WHAT IS EXPECTED:
Determine how many lines include the word "with", then give that number and nothing more.

DATA SUPPLIED:
^^^^^^^^^^^^^^^^
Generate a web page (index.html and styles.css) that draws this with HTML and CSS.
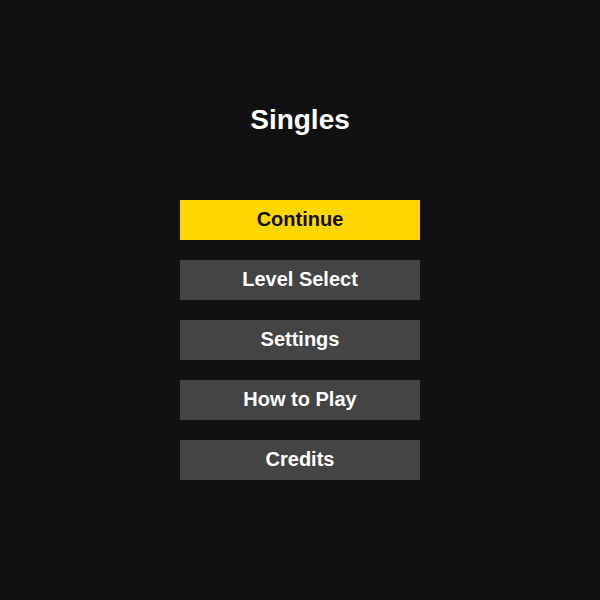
^^^^^^^^^^^^^^^^
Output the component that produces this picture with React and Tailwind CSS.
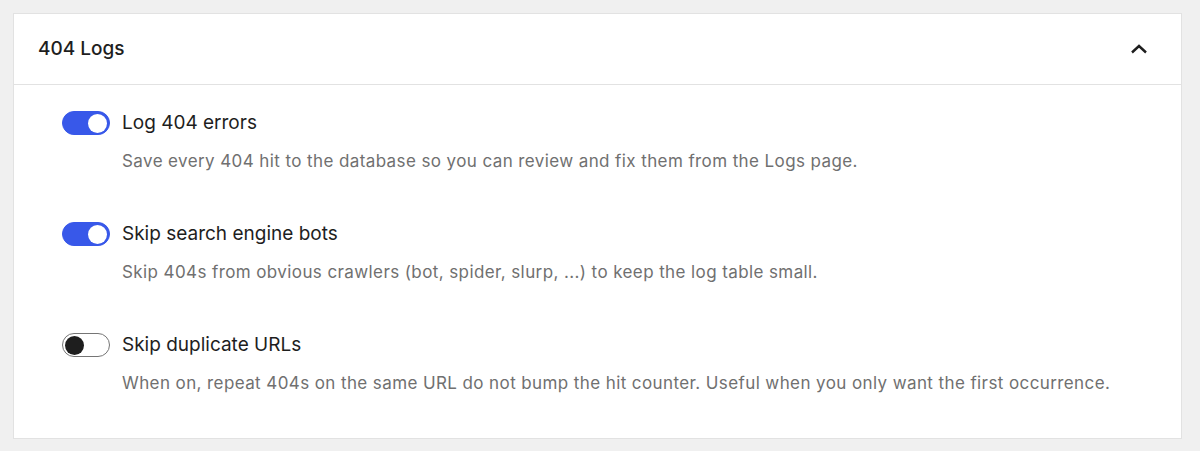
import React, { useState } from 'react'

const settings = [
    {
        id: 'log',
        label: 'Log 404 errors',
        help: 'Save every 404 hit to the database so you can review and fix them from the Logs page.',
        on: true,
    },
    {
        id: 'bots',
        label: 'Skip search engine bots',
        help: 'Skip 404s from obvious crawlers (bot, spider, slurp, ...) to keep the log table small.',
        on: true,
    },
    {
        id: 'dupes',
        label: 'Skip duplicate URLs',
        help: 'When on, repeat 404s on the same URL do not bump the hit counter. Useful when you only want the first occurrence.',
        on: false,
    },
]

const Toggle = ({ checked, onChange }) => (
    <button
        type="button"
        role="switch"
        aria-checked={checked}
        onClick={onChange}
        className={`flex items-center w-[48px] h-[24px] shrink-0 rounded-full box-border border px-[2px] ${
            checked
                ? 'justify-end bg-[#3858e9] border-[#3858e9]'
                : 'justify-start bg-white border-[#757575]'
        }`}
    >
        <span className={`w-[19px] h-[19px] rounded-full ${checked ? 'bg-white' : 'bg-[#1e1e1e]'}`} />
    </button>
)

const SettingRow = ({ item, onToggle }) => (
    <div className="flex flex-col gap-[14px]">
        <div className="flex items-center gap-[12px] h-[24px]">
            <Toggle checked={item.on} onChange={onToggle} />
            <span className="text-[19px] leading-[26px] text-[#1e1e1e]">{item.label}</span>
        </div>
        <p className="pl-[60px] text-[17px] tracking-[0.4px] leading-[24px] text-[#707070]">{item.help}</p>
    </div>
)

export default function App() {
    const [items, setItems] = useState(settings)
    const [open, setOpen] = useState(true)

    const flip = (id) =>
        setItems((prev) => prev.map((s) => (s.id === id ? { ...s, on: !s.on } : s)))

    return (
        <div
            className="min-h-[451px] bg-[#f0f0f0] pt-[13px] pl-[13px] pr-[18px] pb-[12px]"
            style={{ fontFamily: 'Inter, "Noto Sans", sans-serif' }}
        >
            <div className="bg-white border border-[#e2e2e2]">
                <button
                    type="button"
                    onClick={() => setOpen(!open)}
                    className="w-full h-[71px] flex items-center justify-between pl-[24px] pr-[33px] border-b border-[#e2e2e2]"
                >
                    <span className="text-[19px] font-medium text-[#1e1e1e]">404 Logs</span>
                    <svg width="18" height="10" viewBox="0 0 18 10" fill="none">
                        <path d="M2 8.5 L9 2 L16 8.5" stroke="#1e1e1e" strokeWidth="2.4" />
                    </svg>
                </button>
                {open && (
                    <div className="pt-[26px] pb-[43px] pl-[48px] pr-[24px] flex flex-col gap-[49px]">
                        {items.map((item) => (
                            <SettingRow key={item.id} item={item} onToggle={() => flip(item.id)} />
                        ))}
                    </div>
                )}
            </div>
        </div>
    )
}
^^^^^^^^^^^^^^^^
WORKED ANSWER:
2